- Required work:
Look for the string "components" and copy every line that has it.

- Dataset section:

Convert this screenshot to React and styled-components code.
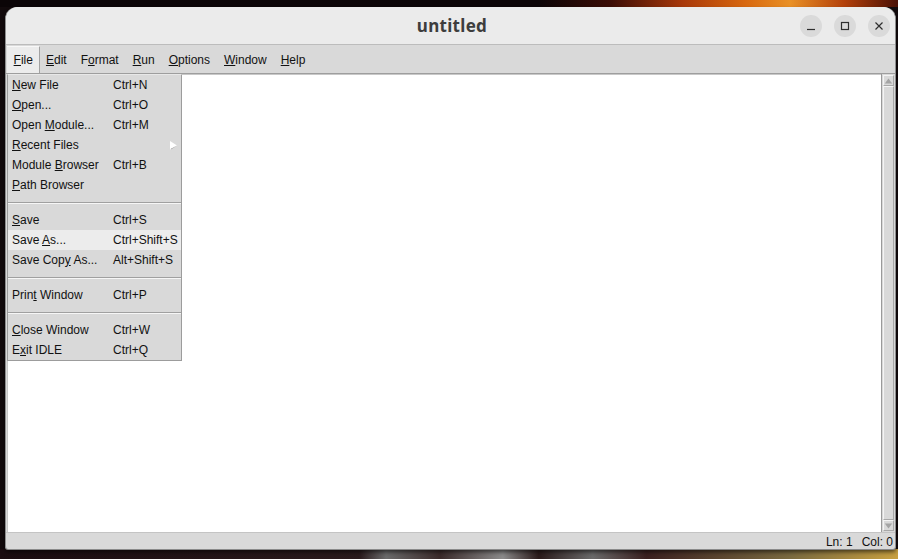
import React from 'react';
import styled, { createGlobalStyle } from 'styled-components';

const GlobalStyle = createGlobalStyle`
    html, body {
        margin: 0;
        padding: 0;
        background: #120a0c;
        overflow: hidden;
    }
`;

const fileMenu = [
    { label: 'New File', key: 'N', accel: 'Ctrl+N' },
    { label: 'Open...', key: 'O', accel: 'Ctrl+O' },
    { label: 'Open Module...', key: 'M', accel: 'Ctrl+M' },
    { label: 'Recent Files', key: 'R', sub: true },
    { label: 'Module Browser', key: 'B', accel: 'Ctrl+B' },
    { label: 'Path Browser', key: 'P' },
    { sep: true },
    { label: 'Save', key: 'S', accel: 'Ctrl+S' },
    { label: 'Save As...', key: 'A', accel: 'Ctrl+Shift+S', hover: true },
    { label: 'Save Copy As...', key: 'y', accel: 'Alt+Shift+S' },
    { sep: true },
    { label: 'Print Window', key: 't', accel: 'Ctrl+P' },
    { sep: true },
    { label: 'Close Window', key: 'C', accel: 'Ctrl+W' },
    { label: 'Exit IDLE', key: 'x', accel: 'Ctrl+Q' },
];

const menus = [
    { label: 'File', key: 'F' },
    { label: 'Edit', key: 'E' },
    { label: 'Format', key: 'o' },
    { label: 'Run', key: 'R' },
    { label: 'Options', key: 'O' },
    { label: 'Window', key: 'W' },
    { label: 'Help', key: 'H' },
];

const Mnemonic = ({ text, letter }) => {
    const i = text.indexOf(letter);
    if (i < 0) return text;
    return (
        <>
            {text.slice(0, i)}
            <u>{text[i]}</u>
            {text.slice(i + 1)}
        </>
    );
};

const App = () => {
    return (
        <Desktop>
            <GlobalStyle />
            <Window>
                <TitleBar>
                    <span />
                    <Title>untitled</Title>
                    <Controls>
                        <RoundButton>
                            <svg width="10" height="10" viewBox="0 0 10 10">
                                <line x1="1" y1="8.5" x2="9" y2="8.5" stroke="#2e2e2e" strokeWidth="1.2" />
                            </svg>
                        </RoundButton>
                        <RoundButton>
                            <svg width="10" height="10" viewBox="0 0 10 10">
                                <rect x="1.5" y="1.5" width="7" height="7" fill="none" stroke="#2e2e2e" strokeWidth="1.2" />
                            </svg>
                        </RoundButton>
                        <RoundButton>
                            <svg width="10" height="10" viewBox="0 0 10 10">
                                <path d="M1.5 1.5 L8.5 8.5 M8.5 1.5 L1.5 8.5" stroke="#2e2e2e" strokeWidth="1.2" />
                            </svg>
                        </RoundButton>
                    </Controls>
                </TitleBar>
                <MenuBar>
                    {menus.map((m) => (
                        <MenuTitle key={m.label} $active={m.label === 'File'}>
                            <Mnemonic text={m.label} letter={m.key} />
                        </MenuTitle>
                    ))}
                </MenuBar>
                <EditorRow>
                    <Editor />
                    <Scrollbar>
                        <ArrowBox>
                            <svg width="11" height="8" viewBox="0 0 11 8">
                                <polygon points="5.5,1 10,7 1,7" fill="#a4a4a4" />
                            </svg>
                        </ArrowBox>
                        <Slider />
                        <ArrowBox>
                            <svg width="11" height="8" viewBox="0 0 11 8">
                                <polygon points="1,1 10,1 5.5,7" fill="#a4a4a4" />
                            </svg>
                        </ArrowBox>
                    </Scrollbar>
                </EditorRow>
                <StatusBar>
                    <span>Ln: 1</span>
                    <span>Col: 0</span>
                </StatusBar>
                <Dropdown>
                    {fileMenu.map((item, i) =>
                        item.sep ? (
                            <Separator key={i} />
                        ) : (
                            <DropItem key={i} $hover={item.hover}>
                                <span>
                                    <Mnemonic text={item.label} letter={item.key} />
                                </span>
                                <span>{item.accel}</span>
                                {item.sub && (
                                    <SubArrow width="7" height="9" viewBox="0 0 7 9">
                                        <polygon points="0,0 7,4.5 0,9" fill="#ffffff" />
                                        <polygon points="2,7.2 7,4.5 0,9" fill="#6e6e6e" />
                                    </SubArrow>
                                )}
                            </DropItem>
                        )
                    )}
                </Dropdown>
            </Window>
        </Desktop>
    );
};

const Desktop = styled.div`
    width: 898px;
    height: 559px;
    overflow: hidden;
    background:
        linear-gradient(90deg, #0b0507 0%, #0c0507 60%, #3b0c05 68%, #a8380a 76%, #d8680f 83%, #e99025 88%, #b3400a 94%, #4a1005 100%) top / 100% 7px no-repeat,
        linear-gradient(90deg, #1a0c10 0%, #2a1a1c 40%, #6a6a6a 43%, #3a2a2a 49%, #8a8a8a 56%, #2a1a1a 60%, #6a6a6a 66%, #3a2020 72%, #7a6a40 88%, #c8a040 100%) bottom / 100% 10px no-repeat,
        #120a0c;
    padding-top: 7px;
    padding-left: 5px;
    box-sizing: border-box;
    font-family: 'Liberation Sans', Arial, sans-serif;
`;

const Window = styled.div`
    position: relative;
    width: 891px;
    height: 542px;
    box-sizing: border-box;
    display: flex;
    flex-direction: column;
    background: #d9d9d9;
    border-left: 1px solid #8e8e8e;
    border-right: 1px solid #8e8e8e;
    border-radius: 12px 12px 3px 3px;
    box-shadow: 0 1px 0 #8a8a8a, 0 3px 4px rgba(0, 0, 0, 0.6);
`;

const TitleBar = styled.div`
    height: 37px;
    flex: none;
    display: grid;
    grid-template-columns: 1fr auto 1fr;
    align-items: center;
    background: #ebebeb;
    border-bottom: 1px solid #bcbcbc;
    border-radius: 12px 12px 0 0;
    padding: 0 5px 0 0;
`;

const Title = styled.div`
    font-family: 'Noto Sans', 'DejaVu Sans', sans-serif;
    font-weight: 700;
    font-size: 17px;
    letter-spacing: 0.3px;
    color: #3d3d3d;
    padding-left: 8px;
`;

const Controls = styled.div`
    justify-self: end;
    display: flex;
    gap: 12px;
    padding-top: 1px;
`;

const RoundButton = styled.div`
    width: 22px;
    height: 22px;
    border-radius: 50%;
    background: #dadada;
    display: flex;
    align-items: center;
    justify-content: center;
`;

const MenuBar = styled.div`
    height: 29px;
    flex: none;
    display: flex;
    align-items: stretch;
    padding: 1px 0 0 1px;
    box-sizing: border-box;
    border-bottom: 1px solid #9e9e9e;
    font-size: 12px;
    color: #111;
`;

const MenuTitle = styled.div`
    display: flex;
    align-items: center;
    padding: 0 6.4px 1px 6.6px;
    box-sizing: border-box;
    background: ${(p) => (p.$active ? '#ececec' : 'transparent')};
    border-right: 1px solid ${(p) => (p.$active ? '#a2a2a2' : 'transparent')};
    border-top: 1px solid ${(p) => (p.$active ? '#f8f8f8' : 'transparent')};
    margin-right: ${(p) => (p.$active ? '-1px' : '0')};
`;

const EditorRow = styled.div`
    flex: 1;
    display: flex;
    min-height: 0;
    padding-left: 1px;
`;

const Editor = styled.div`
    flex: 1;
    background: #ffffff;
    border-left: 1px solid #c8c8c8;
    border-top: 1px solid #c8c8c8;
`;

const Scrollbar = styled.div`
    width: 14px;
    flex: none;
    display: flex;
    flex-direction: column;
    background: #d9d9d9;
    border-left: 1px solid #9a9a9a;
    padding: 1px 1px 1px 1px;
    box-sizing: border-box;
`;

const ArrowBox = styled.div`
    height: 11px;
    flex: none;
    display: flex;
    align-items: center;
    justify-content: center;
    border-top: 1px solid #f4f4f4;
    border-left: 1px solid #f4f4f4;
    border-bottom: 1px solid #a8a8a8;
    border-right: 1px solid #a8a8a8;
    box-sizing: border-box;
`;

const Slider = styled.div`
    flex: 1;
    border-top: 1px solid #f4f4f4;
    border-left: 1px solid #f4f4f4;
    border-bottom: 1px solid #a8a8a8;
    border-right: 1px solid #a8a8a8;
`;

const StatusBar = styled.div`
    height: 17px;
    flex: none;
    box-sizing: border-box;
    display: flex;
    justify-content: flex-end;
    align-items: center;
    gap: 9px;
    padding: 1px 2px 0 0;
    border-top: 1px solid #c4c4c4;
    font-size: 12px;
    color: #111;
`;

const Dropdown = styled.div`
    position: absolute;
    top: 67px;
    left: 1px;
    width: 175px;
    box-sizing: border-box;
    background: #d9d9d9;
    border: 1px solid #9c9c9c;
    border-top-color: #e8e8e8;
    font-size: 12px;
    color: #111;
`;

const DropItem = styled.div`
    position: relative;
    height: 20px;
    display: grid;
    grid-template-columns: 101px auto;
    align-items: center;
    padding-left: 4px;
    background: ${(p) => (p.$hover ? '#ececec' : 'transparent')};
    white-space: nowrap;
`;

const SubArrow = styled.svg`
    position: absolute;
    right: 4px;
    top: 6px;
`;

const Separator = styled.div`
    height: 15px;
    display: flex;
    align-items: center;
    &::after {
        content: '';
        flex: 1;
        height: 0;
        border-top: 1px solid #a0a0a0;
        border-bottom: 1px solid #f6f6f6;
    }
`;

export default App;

- Task solution:
Convert this screenshot to React and styled-components code.
import styled, { createGlobalStyle } from 'styled-components';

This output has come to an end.